Ночь в моём сне – очень тревожное время. Что-то вроде раздвоения восприятия в разных пространствах.
А какая она в ваших снах?
Жизнь — это поток закономерностей и противоречий внутри нас. Я смотрю на всё это со стороны. И знаете, порой мне кажется, что ночью чёрно-белые краски, но цветные души, а днём цветные краски, но души уже чёрно-белые.
Что значит для вас жизнь? Насколько тщательно вы анализируете этот вопрос? Задаёте ли вы его себе вообще?
Не люблю визиты в больницу. Просто не люблю. Больничная атмосфера сама по себе очень гнетущая, особенно когда ты находишься в отделении, где сами стены впитали всю безнадёжность находящихся там людей. Кто-то из них умер, а кому-то из них предстоит умереть. Шансы на исцеление невысоки, но они есть. Надежды на исцеление больше, чем шансов спастись на самом деле.
Речь пойдёт об онкологическом отделении одной из центральных больниц.

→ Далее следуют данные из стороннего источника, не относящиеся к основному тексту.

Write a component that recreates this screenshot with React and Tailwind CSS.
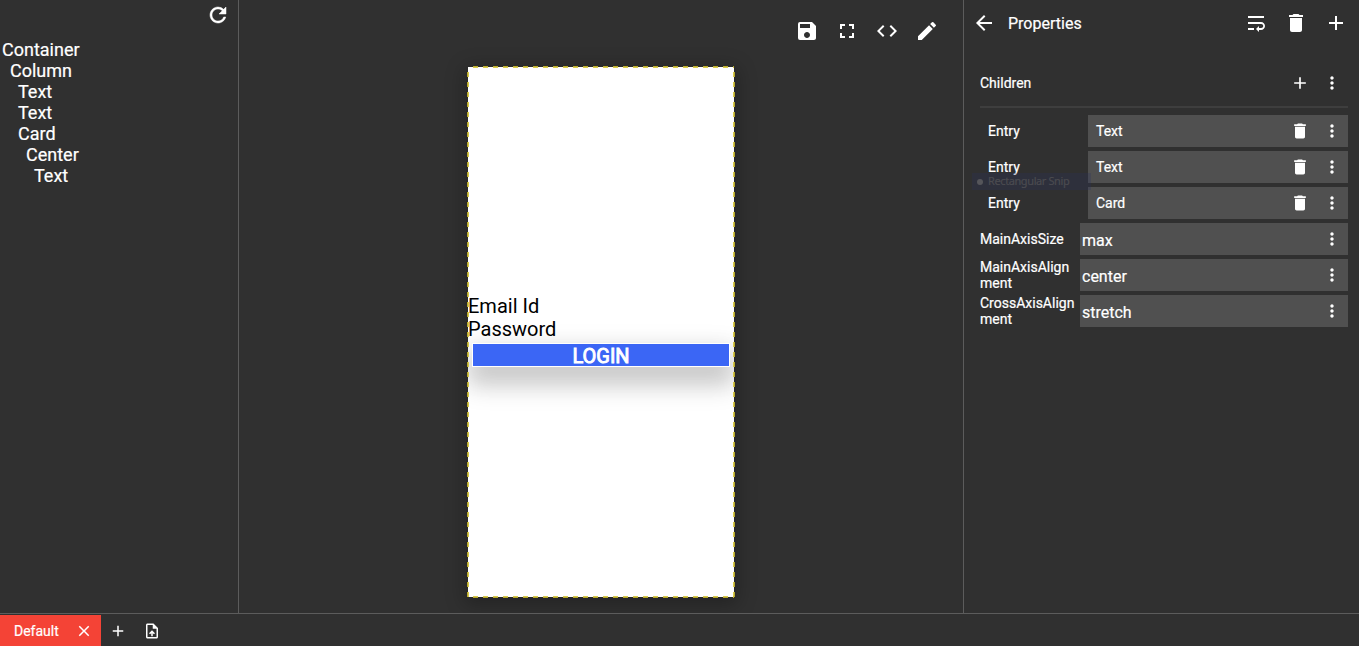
import {
  MdAdd, MdArrowBack, MdClose, MdCode, MdDelete, MdEdit, MdFullscreen,
  MdMoreVert, MdOutlineUploadFile, MdSave, MdWrapText,
} from "react-icons/md";

const tree = [
  { name: "Container", pad: "pl-[2px]" },
  { name: "Column", pad: "pl-[10px]" },
  { name: "Text", pad: "pl-[18px]" },
  { name: "Text", pad: "pl-[18px]" },
  { name: "Card", pad: "pl-[18px]" },
  { name: "Center", pad: "pl-[26px]" },
  { name: "Text", pad: "pl-[34px]" },
];

const entries = ["Text", "Text", "Card"];

const settings = [
  { label: ["MainAxisSize"], value: "max" },
  { label: ["MainAxisAlign", "ment"], value: "center" },
  { label: ["CrossAxisAlign", "ment"], value: "stretch" },
];

function TreePanel() {
  return (
    <aside className="w-[239px] shrink-0 border-r border-[#5c5c5c]">
      <div className="flex h-[39px] justify-end pt-[3px] pr-2">
        <svg width="24" height="24" viewBox="0 0 24 24" fill="currentColor" stroke="currentColor" strokeWidth="0.5">
          <path d="M17.65 6.35A7.958 7.958 0 0 0 12 4c-4.42 0-7.99 3.58-7.99 8s3.57 8 7.99 8c3.73 0 6.84-2.55 7.73-6h-2.08A5.99 5.99 0 0 1 12 18c-3.31 0-6-2.69-6-6s2.69-6 6-6c1.66 0 3.14.69 4.22 1.78L13 11h7V4l-2.35 2.35z" />
        </svg>
      </div>
      <ul className="text-[18px] leading-[21px]">
        {tree.map((n, i) => <li key={i} className={n.pad}>{n.name}</li>)}
      </ul>
    </aside>
  );
}

function Device() {
  return (
    <div className="relative h-[530px] w-[266px] bg-white text-black shadow-[0_4px_18px_3px_rgba(0,0,0,0.28)] [-webkit-text-stroke:0px]">
      <div className="flex h-full flex-col justify-center overflow-hidden">
        <div className="pt-px text-[20px] leading-[23px]">Email Id</div>
        <div className="text-[20px] leading-[23px]">Password</div>
        <div className="mx-1 mt-[2px] mb-1 h-6 border border-white bg-[#3b66f5] pt-px text-center text-[20px] leading-[23px] text-white shadow-[0_16px_24px_4px_rgba(0,0,0,0.17),0_6px_24px_5px_rgba(0,0,0,0.08)] [-webkit-text-stroke:0.9px_white]">
          LOGIN
        </div>
      </div>
      <svg className="absolute -top-px -left-px" width="268" height="532" fill="none" stroke="#d0c030" strokeOpacity="0.85" strokeWidth="2" strokeDasharray="5 5" strokeDashoffset="5">
        <path d="M1 1H267" />
        <path d="M1 1V531" />
        <path d="M267 1V531" />
        <path d="M1 531H267" />
      </svg>
    </div>
  );
}

function Canvas() {
  return (
    <main className="flex min-w-0 flex-1 flex-col overflow-hidden">
      <div className="flex h-[67px] shrink-0 justify-end gap-4 pt-[19px] pr-6">
        <MdSave size={24} />
        <MdFullscreen size={24} />
        <MdCode size={24} />
        <MdEdit size={24} />
      </div>
      <div className="flex pl-[229px]"><Device /></div>
    </main>
  );
}

function Properties() {
  return (
    <aside className="relative w-[396px] shrink-0 border-l border-[#5c5c5c] text-[14px]">
      <header className="flex h-[46px] items-center pr-[11px] pl-2">
        <MdArrowBack size={24} />
        <h2 className="ml-3 flex-1 pt-px text-[16px]">Properties</h2>
        <div className="flex gap-4">
          <MdWrapText size={24} />
          <MdDelete size={24} />
          <MdAdd size={24} />
        </div>
      </header>
      <div className="mt-[21px] mr-[11px] ml-4">
        <div className="flex h-8 items-center gap-3 pr-1.5">
          <span className="flex-1">Children</span>
          <MdAdd size={20} />
          <MdMoreVert size={20} />
        </div>
        <div className="mt-[7px] mb-[7px] h-[2px] bg-[#3e3e3e]" />
        <div className="flex flex-col gap-1">
          {entries.map((e, i) => (
            <div key={i} className="flex h-8 items-center pl-2">
              <span className="w-[100px]">Entry</span>
              <div className="flex h-8 flex-1 items-center gap-3 bg-[#505050] pr-1.5 pl-2">
                <span className="flex-1">{e}</span>
                <MdDelete size={20} />
                <MdMoreVert size={20} />
              </div>
            </div>
          ))}
          {settings.map((s) => (
            <div key={s.value} className="flex h-8 items-center">
              <div className="w-[100px] leading-4">
                {s.label.map((l) => <div key={l}>{l}</div>)}
              </div>
              <div className="flex h-8 flex-1 items-center bg-[#505050] pr-1.5 pl-[2px]">
                <span className="flex-1 pt-[3px] text-[16px]">{s.value}</span>
                <MdMoreVert size={20} />
              </div>
            </div>
          ))}
        </div>
      </div>
      <div className="absolute top-[173px] left-2 flex h-[17px] w-[119px] items-center bg-[#273060]/25 pl-[5px] font-['Noto_Sans',sans-serif] text-[11px] tracking-[-0.4px] whitespace-nowrap text-[#4b4b50]">
        <span className="mr-[5px] size-1.5 rounded-full bg-[#55555a]" />
        Rectangular Snip
      </div>
    </aside>
  );
}

function TabBar() {
  return (
    <footer className="flex h-[33px] border-t border-[#5c5c5c] pt-px text-[14px]">
      <div className="flex w-[101px] items-center bg-[#f44336] pl-[14px]">
        <span className="w-[61px] pt-px">Default</span>
        <MdClose size={18} />
      </div>
      <div className="flex items-center gap-4 pl-2">
        <MdAdd size={18} />
        <MdOutlineUploadFile size={18} />
      </div>
    </footer>
  );
}

export default function App() {
  return (
    <div className="flex h-[646px] w-[1359px] flex-col overflow-hidden bg-[#303030] font-[Roboto,sans-serif] text-white [-webkit-text-stroke:0.2px]">
      <div className="flex h-[613px]">
        <TreePanel />
        <Canvas />
        <Properties />
      </div>
      <TabBar />
    </div>
  );
}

Я не стану упоминать статистику, я просто напишу свои мысли.
Всем известная фраза – «Надежда умирает последней» во многом становится роковой, когда на кону стоит человеческая жизнь. Не хочу показаться циничным, но мне кажется, что в чём-то эта фраза звучит, как приговор. Словно вокруг уже никто и ничто не может помочь, вот и стоит уповать лишь на надежду. А в таких ситуациях чаще всего приходится надеяться на чудо. Чудо очень сомнительное явление, очень призрачное и зачастую недосягаемое. О нём чаще говорят, чем оно случается, но оно есть. Оно точно есть, просто наряду с другими явлениями в этой жизни случается не с каждым. Может мы и близки по родству своему, но бытийно и духовно мы очень различны. Нас окружают другие люди, другие явления и обстоятельства. У каждого своё представление о чуде, но у больных людей чудо всегда одно.

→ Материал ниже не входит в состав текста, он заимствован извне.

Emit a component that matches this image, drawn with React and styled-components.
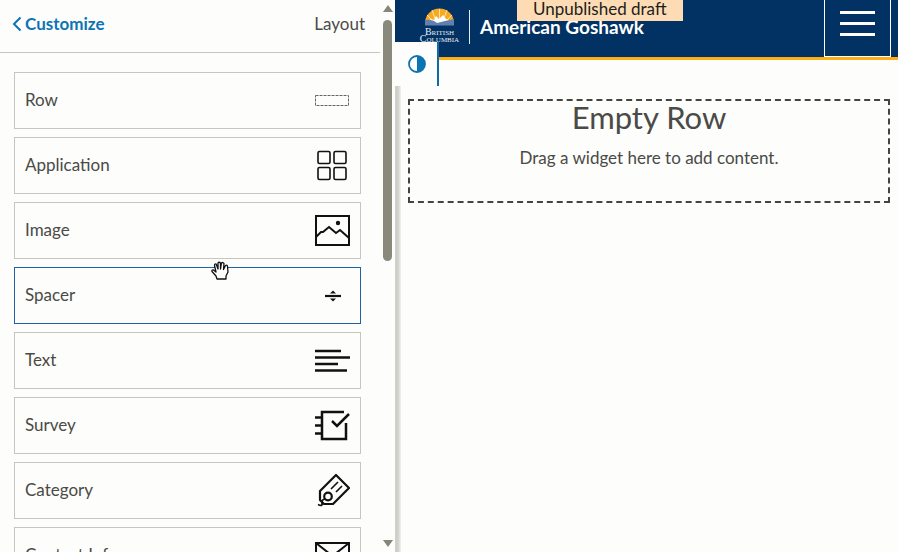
import React from "react";
import styled, { createGlobalStyle, css } from "styled-components";

const Global = createGlobalStyle`
  *, *::before, *::after { box-sizing: border-box; }
  html, body, #root { height: 100%; }
  body {
    margin: 0;
    overflow: hidden;
    background: #fdfdfb;
    color: #4a4a46;
    font: 17px/24px Lato, "Noto Sans", sans-serif;
  }
  button, a { font: inherit; color: inherit; }
`;

const Shell = styled.div`
  position: relative;
  display: grid;
  grid-template-columns: 395px minmax(0, 1fr);
  height: 100vh;
  overflow: hidden;
`;

const Sidebar = styled.aside`
  display: grid;
  grid-template-columns: minmax(0, 1fr) 15px;
  min-height: 0;
`;

const SidebarBody = styled.div`
  min-height: 0;
  overflow: hidden;
`;

const SidebarHeader = styled.header`
  display: flex;
  align-items: center;
  justify-content: space-between;
  height: 53px;
  padding: 0 15px 4px 12px;
  border-bottom: 1px solid #c6c6c0;
`;

const BackLink = styled.a`
  display: flex;
  align-items: center;
  gap: 3px;
  color: #0c73b5;
  font-size: 17px;
  font-weight: 700;
  text-decoration: none;
`;

const PanelTitle = styled.h2`
  margin: 0;
  font-size: 17px;
  font-weight: 400;
`;

const WidgetList = styled.ul`
  display: flex;
  flex-direction: column;
  gap: 8px;
  margin: 0;
  padding: 19px 19px 19px 14px;
  list-style: none;
`;

const WidgetButton = styled.button`
  display: flex;
  align-items: center;
  justify-content: space-between;
  width: 100%;
  height: 57px;
  padding: 0 10px 2px;
  background: transparent;
  border: 1px solid ${(p) => (p.$active ? "#1d63a3" : "#c6c6c0")};
  cursor: grab;
  text-align: left;
  svg { display: block; flex: none; }
`;

const ScrollRail = styled.div`
  display: flex;
  flex-direction: column;
  align-items: center;
  justify-content: space-between;
  padding: 5px 0;
`;

const RailTrack = styled.div`
  flex: 1;
  margin: 8px 0;
`;

const RailThumb = styled.div`
  width: 9px;
  height: 47%;
  min-height: 40px;
  border-radius: 5px;
  background: #8a8a7c;
`;

const RailArrow = styled.div`
  width: 0;
  height: 0;
  border: 5px solid transparent;
  ${(p) =>
    p.$up
      ? css`border-top: 0; border-bottom: 7px solid #85857a;`
      : css`border-bottom: 0; border-top: 7px solid #85857a;`}
`;

const Preview = styled.main`
  position: relative;
  min-width: 0;
`;

const SiteHeader = styled.header`
  display: flex;
  align-items: stretch;
  height: 60px;
  padding: 0 7px 0 24px;
  background: #023264;
  border-bottom: 3px solid #fcaf17;
`;

const Brand = styled.div`
  display: flex;
  align-items: center;
  flex: 1;
  min-width: 0;
  padding-bottom: 3px;
`;

const SiteTitle = styled.h1`
  margin: 0;
  padding-left: 10px;
  border-left: 1px solid #e4ebf2;
  color: #fff;
  font-size: 19px;
  font-weight: 700;
  line-height: 34px;
  white-space: nowrap;
`;

const LogoBox = styled.div`
  width: 50px;
  svg { display: block; }
`;

const MenuButton = styled.button`
  display: flex;
  flex-direction: column;
  align-items: center;
  gap: 8px;
  width: 67px;
  padding: 11px 0 0;
  background: transparent;
  border: 1px solid #fff;
  border-top: 0;
`;

const MenuBar = styled.span`
  width: 35px;
  height: 3px;
  background: #fff;
`;

const DraftBadge = styled.div`
  position: absolute;
  top: 0;
  left: 122px;
  padding: 0 16px 3px;
  background: #fddcb5;
  color: #1c1c1c;
  font-size: 17px;
  line-height: 18px;
  white-space: nowrap;
`;

const ContrastButton = styled.button`
  position: absolute;
  top: 42px;
  left: 0;
  display: flex;
  align-items: center;
  justify-content: center;
  width: 44px;
  height: 44px;
  padding: 0 0 0 2px;
  background: #fdfdfb;
  border: 0;
  border-right: 2px solid #0f6ba8;
`;

const Canvas = styled.div`
  display: flex;
  height: calc(100% - 60px);
`;

const PanelEdge = styled.div`
  flex: none;
  width: 6px;
  margin-top: 26px;
  background: linear-gradient(90deg, #d0d0cb 0 50%, #f4f4ee);
`;

const CanvasBody = styled.div`
  flex: 1;
  min-width: 0;
  padding: 39px 8px 0 7px;
`;

const EmptyRow = styled.section`
  min-height: 104px;
  border: 2px dashed #454540;
  text-align: center;
`;

const EmptyTitle = styled.h2`
  margin: 0;
  font-size: 31px;
  font-weight: 400;
  line-height: 32px;
`;

const EmptyText = styled.p`
  margin: 13px 0 0;
`;

const GrabCursor = styled.div`
  position: absolute;
  top: 261px;
  left: 211px;
  pointer-events: none;
  svg { display: block; }
`;

const Icon = ({ children, w = 36, h = 34 }) => (
  <svg width={w} height={h} viewBox={`0 0 ${w} ${h}`} fill="none" stroke="#111" strokeWidth="2" aria-hidden="true">
    {children}
  </svg>
);

const RowIcon = () => (
  <Icon>
    <rect x="1.5" y="12.5" width="33" height="10" stroke="#666" strokeWidth="1" strokeDasharray="3 1" />
  </Icon>
);

const AppIcon = () => (
  <Icon>
    {[[4, 4], [20, 4], [4, 20], [20, 20]].map(([x, y]) => (
      <rect key={`${x}-${y}`} x={x} y={y - 0.5} width="12" height="12" rx="1.5" strokeWidth="1.6" />
    ))}
  </Icon>
);

const ImageIcon = () => (
  <Icon>
    <rect x="2" y="3" width="33" height="29" />
    <path d="M2 24 7 19H9L15 14 22 20 26 17 35 25" />
    <circle cx="24" cy="10" r="2.2" fill="#111" stroke="none" />
  </Icon>
);

const SpacerIcon = () => (
  <Icon>
    <path d="M11 18H27" strokeWidth="2.2" />
    <path d="M16 15.5 19 12.500 22 15.5ZM16 20.500 19 23.500 22 20.500Z" fill="#111" stroke="none" />
  </Icon>
);

const TextIcon = () => (
  <Icon>
    <path d="M1 8H27M1 14.500H36M1 21H24M1 27.500H33" strokeWidth="2.6" />
  </Icon>
);

const SurveyIcon = () => (
  <Icon>
    <path d="M30 4H8V31H32V15" strokeWidth="2.5" />
    <path d="M1 9.500H9M1 17.500H9M1 25.500H9" strokeWidth="2.5" />
    <path d="M18 13 23 18 35 6" strokeWidth="2.5" />
  </Icon>
);

const CategoryIcon = () => (
  <Icon h={36}>
    <path d="M22 3 35 16 19 32H10L6 28V19Z" strokeLinejoin="round" strokeWidth="2.2" />
    <circle cx="14" cy="24.500" r="3.8" strokeWidth="2.2" />
    <path d="M17 17 24 10M22 20 28 14" strokeWidth="1.6" />
    <path d="M11 27Q7 28 8 31Q9 35 4 32.500" strokeWidth="1.800" />
  </Icon>
);

const MailIcon = () => (
  <Icon>
    <rect x="2" y="5" width="33" height="24" />
    <path d="M2 5 18.500 18 35 5M2 29 14 15M35 29 23 15" />
  </Icon>
);

const Logo = () => (
  <svg width="50" height="40" viewBox="0 0 50 40" overflow="visible" role="img" aria-label="British Columbia">
    <path d="M6 16A14.500 14.500 0 0 1 35 16Z" fill="#f7a922" />
    <path d="M20.500 14V2M17 14 13 3M24 14 28 3M14 14 8 8M27 14 33 8" stroke="#ffe9a8" strokeWidth="1" />
    <path d="M8 15 12 12 15 13 17 9 20 12 24 8 27 12 33 14V17H8Z" fill="#fff" />
    <path d="M6 13Q13 12 18 16L26 14 35 12V18.500H6Z" fill="#6280ae" />
    <g fill="#e8edf3" fontFamily="Liberation Serif, serif" textAnchor="middle">
      <text x="20.500" y="28"><tspan fontSize="10">B</tspan><tspan fontSize="7">RITISH</tspan></text>
      <text x="20.500" y="35"><tspan fontSize="10">C</tspan><tspan fontSize="7">OLUMBIA</tspan></text>
    </g>
  </svg>
);

const widgets = [
  { label: "Row", Glyph: RowIcon },
  { label: "Application", Glyph: AppIcon },
  { label: "Image", Glyph: ImageIcon },
  { label: "Spacer", Glyph: SpacerIcon, active: true },
  { label: "Text", Glyph: TextIcon },
  { label: "Survey", Glyph: SurveyIcon },
  { label: "Category", Glyph: CategoryIcon },
  { label: "Contact Info", Glyph: MailIcon },
];

export default function App() {
  return (
    <Shell>
      <Global />
      <Sidebar>
        <SidebarBody>
          <SidebarHeader>
            <BackLink href="#customize">
              <svg width="10" height="16" viewBox="0 0 10 16" fill="none" stroke="currentColor" strokeWidth="2" aria-hidden="true">
                <path d="M8.500 1.500 2 8 8.500 14.500" />
              </svg>
              Customize
            </BackLink>
            <PanelTitle>Layout</PanelTitle>
          </SidebarHeader>
          <WidgetList>
            {widgets.map(({ label, Glyph, active }) => (
              <li key={label}>
                <WidgetButton type="button" $active={active}>
                  {label}
                  <Glyph />
                </WidgetButton>
              </li>
            ))}
          </WidgetList>
        </SidebarBody>
        <ScrollRail aria-hidden="true">
          <RailArrow $up />
          <RailTrack>
            <RailThumb />
          </RailTrack>
          <RailArrow />
        </ScrollRail>
      </Sidebar>
      <Preview>
        <SiteHeader>
          <Brand>
            <LogoBox><Logo /></LogoBox>
            <SiteTitle>American Goshawk</SiteTitle>
          </Brand>
          <MenuButton type="button" aria-label="Menu">
            <MenuBar />
            <MenuBar />
            <MenuBar />
          </MenuButton>
        </SiteHeader>
        <ContrastButton type="button" aria-label="Toggle contrast">
          <svg width="18" height="18" viewBox="0 0 18 18" aria-hidden="true">
            <circle cx="9" cy="9" r="8" fill="#fff" stroke="#0c73b5" strokeWidth="1.800" />
            <path d="M9 1A8 8 0 0 1 9 17Z" fill="#0c73b5" />
          </svg>
        </ContrastButton>
        <Canvas>
          <PanelEdge />
          <CanvasBody>
            <EmptyRow>
              <EmptyTitle>Empty Row</EmptyTitle>
              <EmptyText>Drag a widget here to add content.</EmptyText>
            </EmptyRow>
          </CanvasBody>
        </Canvas>
        <DraftBadge>Unpublished draft</DraftBadge>
      </Preview>
      <GrabCursor>
        <svg width="19" height="20" viewBox="0 0 19 20" fill="#fff" stroke="#111" strokeWidth="1.300" strokeLinejoin="round" aria-hidden="true">
          <path d="M6 18 5 15 1 10.500Q.5 8.500 2.500 9L5 11 3.500 4.500Q3.500 2.500 5.200 3L7 8 7 2Q8 .5 9.500 2V8L10.500 2Q12 .8 13 2.500L12.500 8.500 14.500 4.500Q16.500 3.500 16.500 5.500L17 11 15 15V18Z" />
        </svg>
      </GrabCursor>
    </Shell>
  );
}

Надежда умирает последней. Очень жаль, что так часто она умирает с последним глотком воздуха, с последним клочком мыслей, с последней минутой пребывания в этом мире. О чём думает человек в этот момент? Не могу представить. Да и стоит ли? Все мы однажды узнаем каково это, а может быть и не узнаем. Кто знает, как будет выглядеть последняя черта каждого из нас…
Один из посетителей отделения был пожилой мужчина. В его глазах томилась лёгкая робость, почти совсем незаметная, но я смог почувствовать её. Я спросил у него: «Что с вами случилось?», на что он ответил: «Я не знаю, у меня постоянные боли, я плохо хожу в туалет». Теперь я стал ощущать нарастающую дрожь в его словах. Каждый человек хочет жить, и каждый боится услышать страшный диагноз.
Все мы строим планы на будущее. Самое страшное спрашивать у смертельно-больного человека о его планах на будущее. Оно у него более призрачное, чем у здоровых людей. Как долго будет длиться их настоящее зависит лишь от чуда.
В стационаре онкологического отделения находятся очень много людей с диагнозом «рак». Но большинство из них об этом не знают, и скорее всего не узнают об этом никогда…
Очень хочется верить, что это чудо случится хотя бы у одного из них.
И вы знаете, я верю.
Отцу посвящается. Я буду тебя помнить всегда.